Группа Михаила Васильевича Водопьянова рассчитывала сосредоточиться на Рудольфе, чтоб застать арктическое светлое время, через недельку, а прилетела лишь спустя месяц, 16 сентября, к началу наступления полярной ночи: пока то да се, а главное – в пути придерживала погода.
Теперь на поиск мог выйти и Мазурук. Когда 20 сентября путь к полюсу чуть прояснился – он и взлетел. Надо льдами висели облака и выше 100–200 метров не давали подняться. Пройти удалось лишь к 85-му градусу северной широты, даже не долетев до полюса: в глухой стене тумана видимость окончательно исчезла.
Теперь та приполюсная погода, с плотным туманом, прикочевала и к Рудольфу, а за ней налетела пурга. Это надолго.
И тут в группе Водопьянова сразу обозначились крупные и неприятные просчеты: во-первых, самолеты Молокова и Алексеева не были оборудованы средствами для ночной навигации и пилотирования вслепую, светлые же дни появятся только весной. Во-вторых, экипажи не захватили с собой самолетные лыжи, а пурга намела столько рыхлого снега, что подняться с колесных шасси было почти невозможно.
Так что два корабля с их знаменитыми командирами сразу выпали из «боевого состава».

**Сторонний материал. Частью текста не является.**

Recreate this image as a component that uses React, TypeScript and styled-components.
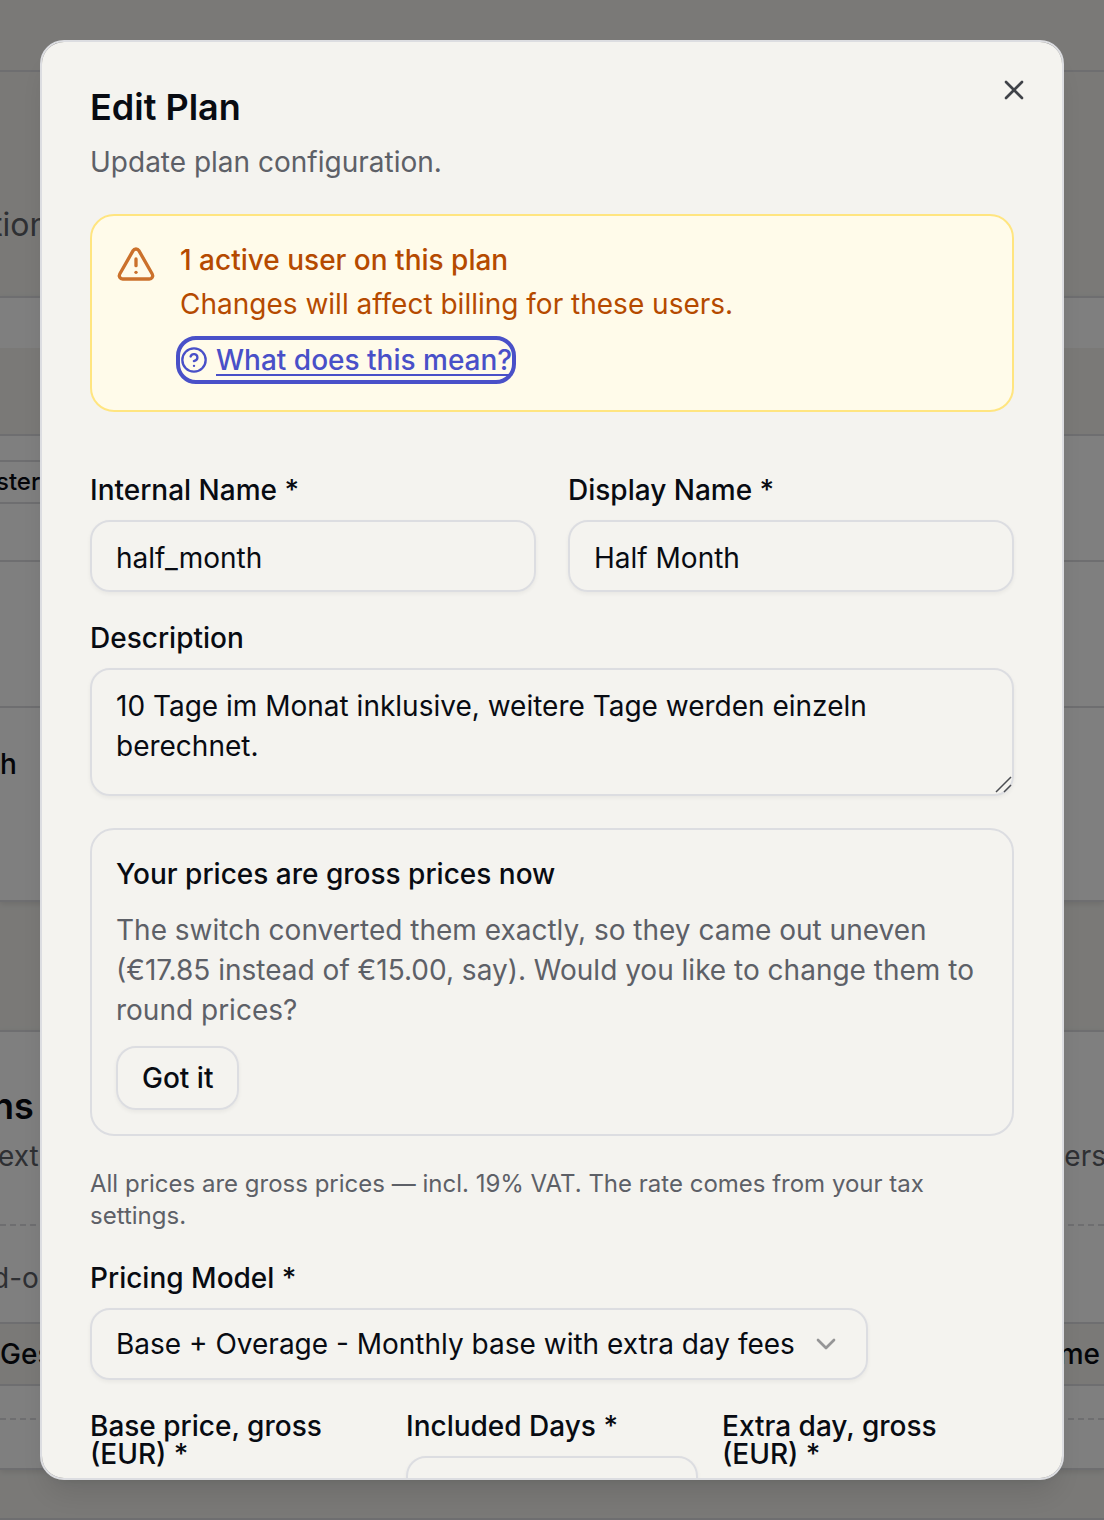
import React from "react";
import styled, { createGlobalStyle, css } from "styled-components";
import { ChevronDown, CircleHelp, TriangleAlert, X } from "lucide-react";

const color = {
  page: "#f4f3ef",
  card: "#ffffff",
  line: "#dcdde1",
  ink: "#080b12",
  muted: "#5d6067",
  amber: "#b54a00",
  amberIcon: "#cb712c",
  amberLine: "#ffe580",
  amberFill: "#fffbea",
  accent: "#4950c8",
};

const GlobalStyle = createGlobalStyle`
  *, *::before, *::after { box-sizing: border-box; }
  body {
    margin: 0;
    background: ${color.page};
    color: ${color.ink};
    font-family: Inter, "Liberation Sans", sans-serif;
    font-size: 28px;
    line-height: 40px;
    overflow: hidden;
  }
  h1, h2, h3, p { margin: 0; }
  button, input, textarea, select { font: inherit; color: inherit; }
`;

/* ---------- page behind the dialog ---------- */

const Page = styled.div`
  display: flex;
  flex-direction: column;
  height: 100vh;
  overflow: hidden;
`;

const TopBar = styled.div`
  flex: none;
  height: 72px;
  border-bottom: 2px solid ${color.line};
`;

const Intro = styled.div`
  flex: none;
  display: flex;
  align-items: center;
  height: 224px;
  padding-top: 82px;
  font-size: 32px;
  color: ${color.muted};
`;

const Panel = styled.section<{ $gap?: number }>`
  flex: none;
  background: ${color.card};
  border: solid ${color.line};
  border-width: 2px 0;
  box-shadow: 0 2px 6px rgba(0, 0, 0, 0.1);
  margin-bottom: ${(p) => p.$gap ?? 0}px;
`;

const Row = styled.div<{ $h: number; $tinted?: boolean; $line?: "solid" | "dashed" }>`
  display: flex;
  align-items: center;
  justify-content: space-between;
  height: ${(p) => p.$h}px;
  background: ${(p) => (p.$tinted ? color.page : "transparent")};
  border-bottom: ${(p) => (p.$line ? `2px ${p.$line} ${color.line}` : "none")};
`;

const BadgeRow = styled(Row)`
  align-items: flex-start;
  padding-top: 24px;
`;

const AddOnRow = styled(Row)`
  padding-top: 8px;
  color: ${color.muted};
`;

const Clipped = styled.span<{ $strong?: boolean }>`
  margin-left: -8px;
  font-weight: ${(p) => (p.$strong ? 500 : 400)};
`;

const RowEnd = styled.span`
  padding-right: 4px;
  font-weight: 500;
`;

const Badge = styled.span`
  display: flex;
  align-items: center;
  height: 44px;
  width: 120px;
  margin-left: -4px;
  border: solid ${color.line};
  border-width: 2px 0;
  font-size: 24px;
  font-weight: 500;
`;

const PanelHead = styled.div`
  height: 194px;
  padding-top: 50px;
  border-bottom: 2px dashed ${color.line};
`;

const PanelTitle = styled.h2`
  margin-left: -8px;
  font-size: 36px;
  line-height: 48px;
  font-weight: 600;
`;

const PanelText = styled.div`
  display: flex;
  justify-content: space-between;
  padding-top: 6px;
  margin: 0 -2px;
  color: ${color.muted};
`;

const PageEnd = styled.div`
  flex: 1;
  border-bottom: 2px solid ${color.line};
`;

/* ---------- dialog ---------- */

const Backdrop = styled.div`
  position: fixed;
  inset: 0;
  padding: 40px;
  background: rgba(0, 0, 0, 0.5);
`;

const Dialog = styled.div`
  position: relative;
  max-height: calc(100vh - 80px);
  padding: 48px;
  display: flex;
  flex-direction: column;
  gap: 32px;
  overflow-y: auto;
  scrollbar-width: none;
  background: ${color.page};
  border: 2px solid ${color.line};
  border-radius: 24px;
  box-shadow: 0 20px 30px -6px rgba(0, 0, 0, 0.1), 0 8px 12px -8px rgba(0, 0, 0, 0.1);
`;

const Close = styled.button`
  position: absolute;
  top: 32px;
  right: 32px;
  display: flex;
  padding: 0;
  border: 0;
  background: none;
  color: #3f4248;
`;

const Header = styled.header`
  display: flex;
  flex-direction: column;
  gap: 18px;
`;

const Title = styled.h1`
  font-size: 36px;
  line-height: 34px;
  font-weight: 600;
`;

const MutedText = styled.p`
  color: ${color.muted};
`;

const Notice = styled.div`
  display: flex;
  align-items: flex-start;
  gap: 24px;
  padding: 24px 24px 30px;
  border: 2px solid ${color.amberLine};
  border-radius: 24px;
  background: ${color.amberFill};
  color: ${color.amber};
`;

const NoticeIcon = styled(TriangleAlert)`
  flex: none;
  margin-top: 4px;
  color: ${color.amberIcon};
`;

const NoticeBody = styled.div`
  display: flex;
  flex-direction: column;
  align-items: flex-start;
  gap: 4px;
`;

const Strong = styled.p`
  font-weight: 500;
`;

const HelpButton = styled.button`
  display: flex;
  align-items: center;
  gap: 8px;
  margin-top: 12px;
  padding: 0;
  border: 0;
  border-radius: 16px;
  outline: 4px solid ${color.accent};
  background: none;
  color: ${color.accent};
  font-weight: 500;

  span {
    text-decoration: underline;
    text-decoration-thickness: 2px;
    text-underline-offset: 4px;
    text-decoration-skip-ink: none;
  }
`;

const Form = styled.form`
  display: flex;
  flex-direction: column;
  gap: 32px;
  padding-top: 32px;
`;

const Columns = styled.div<{ $count: number; $gap: number }>`
  display: grid;
  grid-template-columns: repeat(${(p) => p.$count}, minmax(0, 1fr));
  gap: ${(p) => p.$gap}px;
  align-items: start;
`;

const Field = styled.div`
  display: flex;
  flex-direction: column;
  align-items: stretch;
  gap: 16px;
`;

const Label = styled.label`
  line-height: 28px;
  font-weight: 500;
`;

const control = css`
  display: block;
  width: 100%;
  margin: 0;
  border: 2px solid ${color.line};
  border-radius: 20px;
  background: transparent;
  box-shadow: 0 2px 4px rgba(0, 0, 0, 0.05);
  outline: none;
`;

const Input = styled.input`
  ${control}
  height: 72px;
  padding: 4px 24px 0;
`;

const TextArea = styled.textarea`
  ${control}
  height: 128px;
  padding: 16px 24px;
  resize: none;
`;

const AreaWrap = styled.div`
  position: relative;
`;

const Grip = styled.svg`
  position: absolute;
  right: 1px;
  bottom: 3px;
`;

const Callout = styled.section`
  display: flex;
  flex-direction: column;
  align-items: flex-start;
  gap: 16px;
  padding: 24px;
  border: 2px solid ${color.line};
  border-radius: 24px;
`;

const OutlineButton = styled.button`
  height: 64px;
  padding: 0 24px;
  border: 2px solid ${color.line};
  border-radius: 20px;
  background: transparent;
  box-shadow: 0 2px 4px rgba(0, 0, 0, 0.05);
  font-weight: 500;
`;

const Hint = styled.p`
  font-size: 24px;
  line-height: 32px;
  color: ${color.muted};
`;

const SelectWrap = styled.div`
  display: grid;
  align-self: flex-start;
  align-items: center;

  > * { grid-area: 1 / 1; }
`;

const Select = styled.select`
  ${control}
  appearance: none;
  height: 72px;
  padding: 0 71px 0 24px;
`;

const Chevron = styled(ChevronDown)`
  justify-self: end;
  margin-right: 26px;
  opacity: 0.4;
  pointer-events: none;
`;

function TextField({ id, label, value = "" }: { id: string; label: string; value?: string }) {
  return (
    <Field>
      <Label htmlFor={id}>{label}</Label>
      <Input id={id} defaultValue={value} />
    </Field>
  );
}

function PlansPage() {
  return (
    <Page aria-hidden="true">
      <TopBar />
      <Intro><Clipped>tion</Clipped></Intro>
      <Panel $gap={128}>
        <Row $h={50} />
        <Row $h={88} $tinted $line="solid" />
        <BadgeRow $h={126} $line="solid"><Badge>ster</Badge></BadgeRow>
        <Row $h={146} $line="solid" />
        <Row $h={112}><RowEnd>h</RowEnd></Row>
        <Row $h={80} />
      </Panel>
      <Panel>
        <PanelHead>
          <PanelTitle>ns</PanelTitle>
          <PanelText><span>extra</span><span>pers</span></PanelText>
        </PanelHead>
        <AddOnRow $h={98} $line="solid"><Clipped>d-on</Clipped></AddOnRow>
        <Row $h={62} $tinted $line="solid"><Strong>Gesa</Strong><RowEnd>ame</RowEnd></Row>
        <Row $h={34} $line="dashed" />
        <Row $h={48} />
      </Panel>
      <PageEnd />
    </Page>
  );
}

export default function App() {
  return (
    <>
      <GlobalStyle />
      <PlansPage />
      <Backdrop>
        <Dialog role="dialog" aria-modal="true" aria-labelledby="dialog-title">
          <Close type="button" aria-label="Close"><X size={32} /></Close>
          <Header>
            <Title id="dialog-title">Edit Plan</Title>
            <MutedText>Update plan configuration.</MutedText>
          </Header>
          <Notice>
            <NoticeIcon size={40} />
            <NoticeBody>
              <Strong>1 active user on this plan</Strong>
              <p>Changes will affect billing for these users.</p>
              <HelpButton type="button">
                <CircleHelp size={28} />
                <span>What does this mean?</span>
              </HelpButton>
            </NoticeBody>
          </Notice>
          <Form>
            <Columns $count={2} $gap={32}>
              <TextField id="internal-name" label="Internal Name *" value="half_month" />
              <TextField id="display-name" label="Display Name *" value="Half Month" />
            </Columns>
            <Field>
              <Label htmlFor="description">Description</Label>
              <AreaWrap>
                <TextArea
                  id="description"
                  defaultValue="10 Tage im Monat inklusive, weitere Tage werden einzeln berechnet."
                />
                <Grip width="18" height="18" viewBox="0 0 18 18" stroke="#4b4d52" strokeWidth="1.5">
                  <path d="M1 17 16 2M9 17l7-7" />
                </Grip>
              </AreaWrap>
            </Field>
            <Callout>
              <Strong>Your prices are gross prices now</Strong>
              <MutedText>
                The switch converted them exactly, so they came out uneven (€17.85 instead of €15.00, say).
                Would you like to change them to round prices?
              </MutedText>
              <OutlineButton type="button">Got it</OutlineButton>
            </Callout>
            <Hint>All prices are gross prices — incl. 19% VAT. The rate comes from your tax settings.</Hint>
            <Field>
              <Label htmlFor="pricing-model">Pricing Model *</Label>
              <SelectWrap>
                <Select id="pricing-model">
                  <option>Base + Overage - Monthly base with extra day fees</option>
                </Select>
                <Chevron size={32} />
              </SelectWrap>
            </Field>
            <Columns $count={3} $gap={24}>
              <TextField id="base-price" label="Base price, gross (EUR) *" />
              <TextField id="included-days" label="Included Days *" />
              <TextField id="extra-day" label="Extra day, gross (EUR) *" />
            </Columns>
          </Form>
        </Dialog>
      </Backdrop>
    </>
  );
}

Не сдавался только Водопьянов. Не теряя надежды на удачу, он решил «пошуровать» на технических складах и там действительно обнаружил одну пару лыж, и, хотя она хранилась как запасная для машины Мазурука, Водопьянова это не смутило: он быстренько ее реквизировал, приладил на свой АНТ-6 и был готов к полету на полюс.
Только 6 октября замаячил чахлый отрожек антициклона. Удержится ли он до посадки? Ведь запасных аэродромов в тех краях не бывает.
После шумных споров и отговоров Водопьянов все-таки решил лететь.
Ночь над Рудольфом была звездной и обнадеживающей, но стоило немного отойти от аэродрома, на самолет нахлынули низкие, плотные облака. Пришлось, черпая нижнюю кромку, идти под ними. Скользя над ледяным хаосом, Водопьянов прошел полюс, подвернул к 148-му меридиану и приблизился к 77-й широте. Экипаж освещал ледяные поля ракетами, светил ручными прожекторами, но, к несчастью, безуспешно. Только ропаки да разводья, иногда напоминавшие своей конфигурацией контуры самолета, вгоняли экипаж в неистовое возбуждение. И снова мрачный ландшафт, гнетущее разочарование. Белая, угрюмая пустыня ничего им не обещала.